Wall Street Bonuses Fall to Pre-Pandemic Levels

A new state comptroller report cites rising interest rates as the main culprit


It appears hard times might be on the horizon for finance employees. 

A new report from New York Comptroller Thomas DiNapoli found the average bonus paid to securities-focused employees on Wall Street fell 26 percent in 2022, and that bonuses across the financial sector have largely returned to pre-pandemic levels. 

SEE ALSO: Bank OZK Supplies $93M Construction Loan for NJ Industrial Park

The overall Wall Street bonus pool of $33.7 billion in 2022 declined 21 percent from last year’s total of $42.7 billion — which set a record for annual bonus pay and exceeded the industry’s previous high of $37.1 billion in 2020, according to the report.  

The average bonus for securities employees in 2022 was $176,700, a steep drop from the previous year’s average of $240,000. The comptroller’s office cited rising interest rates — the Federal Reserve’s benchmark rate has increased by nearly 5 percent over the last 12 months — and a widespread fear of an impending recession as reasons why Wall Street banks tightened their purse strings  in 2022. 

Moreover, Wall Street’s pre-tax profits fell 56 percent from the previous year’s total, which exceeded $56 billion, according to data from the comptroller’s office. Along with the higher interest rate environment, DiNapoli’s report cited instability generated by the war in Ukraine and inflation as the main reasons for the year-over-year decrease in investment banking fees.  

Wall Street’s cash bonuses were expected to fall as several factors weighed on the securities’ industry profitability in 2022,” DiNapoli said in a statement. “A 26 percent decline brings the average bonus closer to what financial employees received prior to the pandemic.” 

The decline in take-home pay for securities employees comes at a fragile time for the overall banking sector. 
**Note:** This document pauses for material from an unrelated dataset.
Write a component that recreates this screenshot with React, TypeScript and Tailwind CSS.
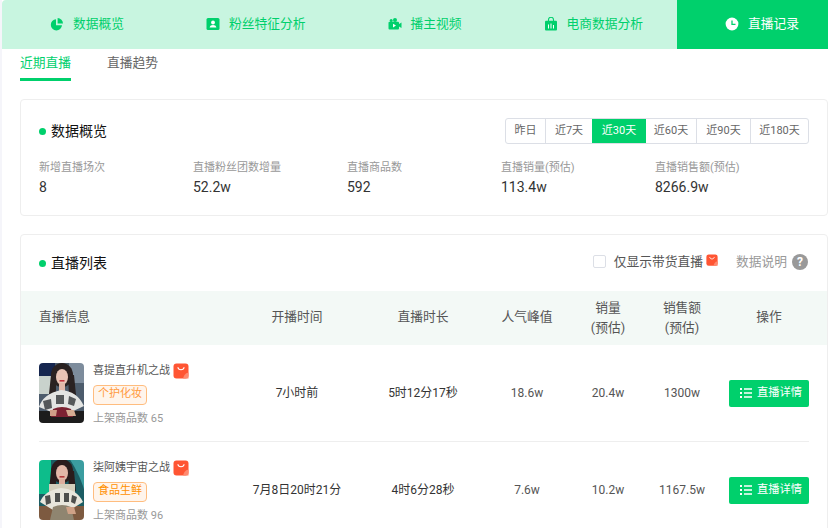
import React from "react";

const G = "#00d06c";

const TabIcon = ({ k, c }: { k: string; c: string }) => {
  if (k === "pie")
    return (
      <svg width="14" height="14" viewBox="0 0 14 14" fill={c}>
        <path d="M6 2.200v6h6A5.600 5.600 0 1 1 6 2.200z" />
        <path d="M7.600 1a5.600 5.600 0 0 1 5.400 5.600H7.600z" />
      </svg>
    );
  if (k === "user")
    return (
      <svg width="14" height="14" viewBox="0 0 14 14">
        <rect x="0.500" y="1" width="13" height="12" rx="1.500" fill={c} />
        <circle cx="7" cy="5.500" r="1.900" fill="#fff" />
        <path d="M3.600 10.600c.3-1.800 1.600-2.600 3.400-2.600s3.100.8 3.400 2.600z" fill="#fff" />
      </svg>
    );
  if (k === "video")
    return (
      <svg width="14" height="14" viewBox="0 0 14 14">
        <circle cx="3.200" cy="3.500" r="1.500" fill={c} />
        <circle cx="7" cy="3" r="2" fill={c} />
        <rect x="0.500" y="4.800" width="10.500" height="7.700" rx="1" fill={c} />
        <path d="M11 7l2.500-1.400v5.300L11 9.500z" fill={c} />
        <path d="M5 6.800l3 1.800-3 1.800z" fill="#fff" />
      </svg>
    );
  if (k === "bag")
    return (
      <svg width="14" height="14" viewBox="0 0 14 14">
        <path d="M4.500 4V2.800a2.500 2.500 0 0 1 5 0V4" stroke={c} strokeWidth="1.100" fill="none" />
        <rect x="1" y="3.800" width="12" height="9.700" rx="1" fill={c} />
        <path d="M4 7.500h1v4H4zM6.500 6.500h1v5h-1zM9 8h1v3.500H9z" fill="#fff" />
      </svg>
    );
  return (
    <svg width="14" height="14" viewBox="0 0 14 14">
      <circle cx="7" cy="7" r="6.400" fill={c} />
      <path d="M7 3.500V7.400H10.500" stroke="#00d06c" strokeWidth="1.300" fill="none" />
    </svg>
  );
};

const Bag = ({ s }: { s: number }) => (
  <svg width={s} height={s} viewBox="0 0 16 16">
    <rect x="0.500" y="0.500" width="15" height="15" rx="3" fill="#ff5533" />
    <path d="M10 15.500L15.500 15.500V9.500Q13 9.500 11.500 12Q10.500 13.500 10 15.500z" fill="#ff8a70" />
    <path d="M5 4.500c.3 3 5.700 3 6 0" stroke="#fff" strokeWidth="1.100" fill="none" strokeLinecap="round" />
  </svg>
);

const Avatar1 = () => (
  <svg width="45" height="60" viewBox="0 0 45 60" className="rounded-[4px] shrink-0">
    <defs>
      <filter id="b1"><feGaussianBlur stdDeviation="0.600" /></filter>
    </defs>
    <g filter="url(#b1)">
      <rect x="-2" y="-2" width="49" height="64" fill="#4d5c6c" />
      <rect x="-2" y="-2" width="18" height="15" fill="#14264f" />
      <rect x="30" y="-2" width="17" height="22" fill="#7d8c9c" />
      <rect x="-2" y="13" width="14" height="18" fill="#c9d2cc" />
      <rect x="-2" y="48" width="49" height="14" fill="#1f1a1a" />
      <ellipse cx="23" cy="12" rx="11" ry="12" fill="#2a2020" />
      <path d="M12 12h5v19h-7zM29 12h6l2 20h-7z" fill="#2a2020" />
      <ellipse cx="23" cy="14" rx="6" ry="8" fill="#e8c4b6" />
      <rect x="20" y="20" width="6" height="9" fill="#e2b8a9" />
      <rect x="20.500" y="17" width="5" height="1.600" fill="#c2343e" />
      <path d="M0 44Q4 31 22 27Q38 28 45 43L30 50Q22 46 15 50z" fill="#e3e4e2" />
      <path d="M4 38l8-2 1 9-7 2zM17 32h8v9h-8zM30 33l7 3-2 7-6-2z" fill="#55585a" />
      <path d="M14 46q9-4 18 0l2 8H12z" fill="#7c2330" />
      <path d="M27 47h8l2 6h-8z" fill="#d5ac92" />
      <path d="M11 47h7l-1 6h-6z" fill="#cf9f88" />
    </g>
  </svg>
);

const Avatar2 = () => (
  <svg width="45" height="60" viewBox="0 0 45 60" className="rounded-[4px] shrink-0">
    <defs>
      <filter id="b2"><feGaussianBlur stdDeviation="0.600" /></filter>
    </defs>
    <g filter="url(#b2)">
      <rect x="-2" y="-2" width="49" height="64" fill="#1c5d63" />
      <rect x="-2" y="-2" width="14" height="36" fill="#0bbd8b" />
      <path d="M30 -2h17v38q-5-20-17-38z" fill="#3a9da0" />
      <rect x="-2" y="46" width="49" height="16" fill="#7d5a3f" />
      <ellipse cx="23" cy="11" rx="11" ry="12" fill="#2a1f1f" />
      <path d="M12 11h5v19h-7zM29 11h6l2 20h-7z" fill="#2a1f1f" />
      <ellipse cx="23" cy="13" rx="6" ry="8" fill="#e4b8a8" />
      <rect x="20" y="19" width="6" height="8" fill="#dcae9d" />
      <rect x="20.500" y="16" width="5" height="1.600" fill="#b53a3c" />
      <rect x="10" y="24" width="26" height="10" fill="#d4cebb" />
      <path d="M1 42Q6 30 22 28Q38 29 44 42L31 50Q22 46 14 50z" fill="#e8e6dc" />
      <path d="M6 36l5-1 1 8-5 2zM16 33h5v9h-5zM25 33h5v9h-5zM33 35l5 2-2 7-4-2z" fill="#4e4f4d" />
      <path d="M14 47q9-4 18 0l3 13H11z" fill="#8f8570" />
      <path d="M27 47h8l2 7h-8z" fill="#cfa287" />
    </g>
  </svg>
);

const tabs = [
  ["pie", "数据概览"],
  ["user", "粉丝特征分析"],
  ["video", "播主视频"],
  ["bag", "电商数据分析"],
];

const ranges = [
  ["昨日", "w-[40px]"],
  ["近7天", "w-[46px]"],
  ["近30天", "w-[54px]"],
  ["近60天", "w-[51px]"],
  ["近90天", "w-[54px]"],
  ["近180天", "w-[57px]"],
];

const stats = [
  ["新增直播场次", "8"],
  ["直播粉丝团数增量", "52.2w"],
  ["直播商品数", "592"],
  ["直播销量(预估)", "113.4w"],
  ["直播销售额(预估)", "8266.9w"],
];

const grid = "grid grid-cols-[200px_116px_136px_72px_90px_58px_98px] items-center";

const Row = ({
  name,
  tag,
  tagClass,
  count,
  avatar,
  cells,
  border,
}: {
  name: string;
  tag: string;
  tagClass: string;
  count: string;
  avatar: React.ReactNode;
  cells: string[];
  border: boolean;
}) => (
  <div className={`${grid} h-[97px] border-b ${border ? "border-[#eeeeee]" : "border-transparent"}`}>
    <div className="flex items-center gap-[9px]">
      {avatar}
      <div className="flex flex-col items-start pt-[3px]">
        <div className="flex items-center gap-[3px] h-[18px] text-[11px] text-[#555555]">
          <span className="pt-[1px]">{name}</span>
          <Bag s={16} />
        </div>
        <div className={`mt-[5px] h-[20px] w-[54px] flex items-center justify-center rounded-[4px] border text-[11px] ${tagClass}`}>
          {tag}
        </div>
        <div className="mt-[5px] h-[18px] leading-[18px] text-[11px] text-[#999999]">上架商品数 {count}</div>
      </div>
    </div>
    {cells.map((c, i) => (
      <div key={i} className={`text-center text-[12px] ${i === 0 || i === 1 ? "text-[#333333]" : "text-[#555555]"}`}>
        {c}
      </div>
    ))}
    <button className="justify-self-end w-[80px] h-[27px] rounded-[2px] bg-[#00d06c] text-white text-[11.250px] flex items-center justify-start pl-[11px] gap-[5px]">
      <svg width="12" height="10" viewBox="0 0 12 10" fill="#fff">
        <path d="M0 0h2v2H0zM0 4h2v2H0zM0 8h2v2H0zM4 .2h8v1.600H4zM4 4.200h8v1.600H4zM4 8.200h8v1.600H4z" />
      </svg>
      <span className="pt-[1px]">直播详情</span>
    </button>
  </div>
);

export default function App() {
  return (
    <div
      className="h-[528px] w-[828px] overflow-hidden bg-[#f5f5fa] pl-[2px]"
      style={{ fontFamily: '"Roboto","Noto Sans CJK SC",sans-serif' }}
    >
      <div className="h-full bg-white">
        <div className="flex h-[49px] bg-[#c8f5e0] rounded-tl-[4px] text-[12.750px]">
          {tabs.map(([k, t]) => (
            <div key={t} className="flex items-center pl-[48px] pr-[34px] pb-[2px] text-[#00d06c] whitespace-nowrap">
              <TabIcon k={k} c={G} />
              <span className="ml-[9px]">{t}</span>
            </div>
          ))}
          <div className="flex-1 flex items-center pl-[48px] pb-[2px] bg-[#00d06c] text-white whitespace-nowrap">
            <TabIcon k="clock" c="#fff" />
            <span className="ml-[9px]">直播记录</span>
          </div>
        </div>

        <div className="flex pl-[18px] h-[32px] text-[12.750px] whitespace-nowrap">
          <div className="w-[51px] h-full border-b-[3px] border-[#00d06c] text-[#00d06c] text-center leading-[27px]">近期直播</div>
          <div className="ml-[36px] leading-[27px] text-[#666666]">直播趋势</div>
        </div>

        <div className="ml-[18px] mt-[18px] h-[117px] border border-[#eeeeee] rounded-[4px] px-[18px]">
          <div className="flex items-center justify-between mt-[18px]">
            <div className="flex items-center text-[14px] text-[#111111]">
              <span className="w-[7px] h-[7px] rounded-full bg-[#00d06c] mr-[5px]" />
              数据概览
            </div>
            <div className="flex h-[26px] border border-[#dcdfe6] rounded-[3px] text-[11px] text-[#666666] overflow-hidden">
              {ranges.map(([r, w], i) => (
                <div
                  key={r}
                  className={`${w} flex items-center justify-center pt-[1px] ${i === 2 ? "bg-[#00d06c] text-white" : i < 5 && i !== 1 ? "border-r border-[#dcdfe6]" : ""}`}
                >
                  {r}
                </div>
              ))}
            </div>
          </div>
          <div className="grid grid-cols-[154px_154px_154px_154px_154px] mt-[15px]">
            {stats.map(([l, v]) => (
              <div key={l} className="flex flex-col">
                <span className="text-[11px] leading-[18px] text-[#999999]">{l}</span>
                <span className="text-[14px] leading-[20px] text-[#333333]">{v}</span>
              </div>
            ))}
          </div>
        </div>

        <div className="ml-[18px] mt-[18px] border border-[#eeeeee] rounded-[4px]">
          <div className="h-[56px] flex items-center justify-between pl-[18px] pr-[19px]">
            <div className="flex items-center text-[14px] text-[#111111]">
              <span className="w-[7px] h-[7px] rounded-full bg-[#00d06c] mr-[5px]" />
              直播列表
            </div>
            <div className="flex items-center text-[12.750px] mb-[3px]">
              <span className="w-[13px] h-[13px] border border-[#dcdfe6] rounded-[2px] mr-[8px]" />
              <span className="text-[#555555]">仅显示带货直播</span>
              <span className="ml-[3px] mb-[3px]"><Bag s={12} /></span>
              <span className="ml-[18px] text-[#999999]">数据说明</span>
              <span className="ml-[5px] w-[16px] h-[16px] rounded-full bg-[#999999] text-white text-[12px] font-bold flex items-center justify-center">?</span>
            </div>
          </div>
          <div className={`${grid} h-[54px] bg-[#f3f9f6] px-[18px] text-[12.750px] leading-[20px] text-[#555555]`}>
            <div className="mb-[3px]">直播信息</div>
            <div className="text-center mb-[3px]">开播时间</div>
            <div className="text-center mb-[3px]">直播时长</div>
            <div className="text-center mb-[3px]">人气峰值</div>
            <div className="text-center">销量<br />(预估)</div>
            <div className="text-center">销售额<br />(预估)</div>
            <div className="text-center justify-self-end w-[80px] mb-[3px]">操作</div>
          </div>
          <div className="px-[18px]">
            <Row
              name="喜提直升机之战"
              tag="个护化妆"
              tagClass="border-[#ffbd7f] bg-[#fff5ec] text-[#ff9a3d]"
              count="65"
              avatar={<Avatar1 />}
              cells={["7小时前", "5时12分17秒", "18.6w", "20.4w", "1300w"]}
              border
            />
            <Row
              name="柒阿姨宇宙之战"
              tag="食品生鲜"
              tagClass="border-[#ffbd7f] bg-[#fff5ec] text-[#ff9000]"
              count="96"
              avatar={<Avatar2 />}
              cells={["7月8日20时21分", "4时6分28秒", "7.6w", "10.2w", "1167.5w"]}
              border={false}
            />
          </div>
        </div>
      </div>
    </div>
  );
}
A regional banking crisis led to the demise of Silicon Valley Bank (SIVBQ) and Signature Bank (SBNY) over a span of three short days in early March, and concerns about the stability of the wider banking sector eventually led Credit Suisse (CS) to be bought by rival UBS in a $3.2 billion deal brokered by the Swiss government. Additionally, JPMorgan Chase (JPM) and the Federal Reserve led an effort with a consortium of lenders to provide the beleaguered First Republic Bank with roughly $100 billion in unused liquidity. 

The reversal of Wall Street’s proverbial fortunes could have significant consequences for New York tax policy, as well.  

The comptroller’s office noted that Wall Street bonuses are a crucial portion of the city and state tax base, since bonuses are taxed as personal income. The securities industry provided 22 percent, or $22.9 billion, of state tax revenue in the state fiscal year that began in April 2022, and 8 percent, or $5.4 billion, of city tax revenue for the city fiscal year that began in July 2022. 

The comptroller’s office said it expects the state will collect roughly $457 million less in tax revenue from securities industry’s bonuses than last year, and that the city will receive $208 million less.  

DiNapoli was quick to point out that, despite the sharp annual declines, the New York  economy goes beyond the production of the financial sector. 

“While lower bonuses affect income tax revenues for the state and city, our economic recovery does not depend solely on Wall Street,” the comptroller’s statement added. “Employment in leisure and hospitality, retail, restaurants and construction must continue to improve for the city and state to fully recover.”

The securities industry employs more than 190,000 people in New York City, and DiNaploi’s office estimated that roughly one in 11 jobs in the city are tied to the securities industry in some way.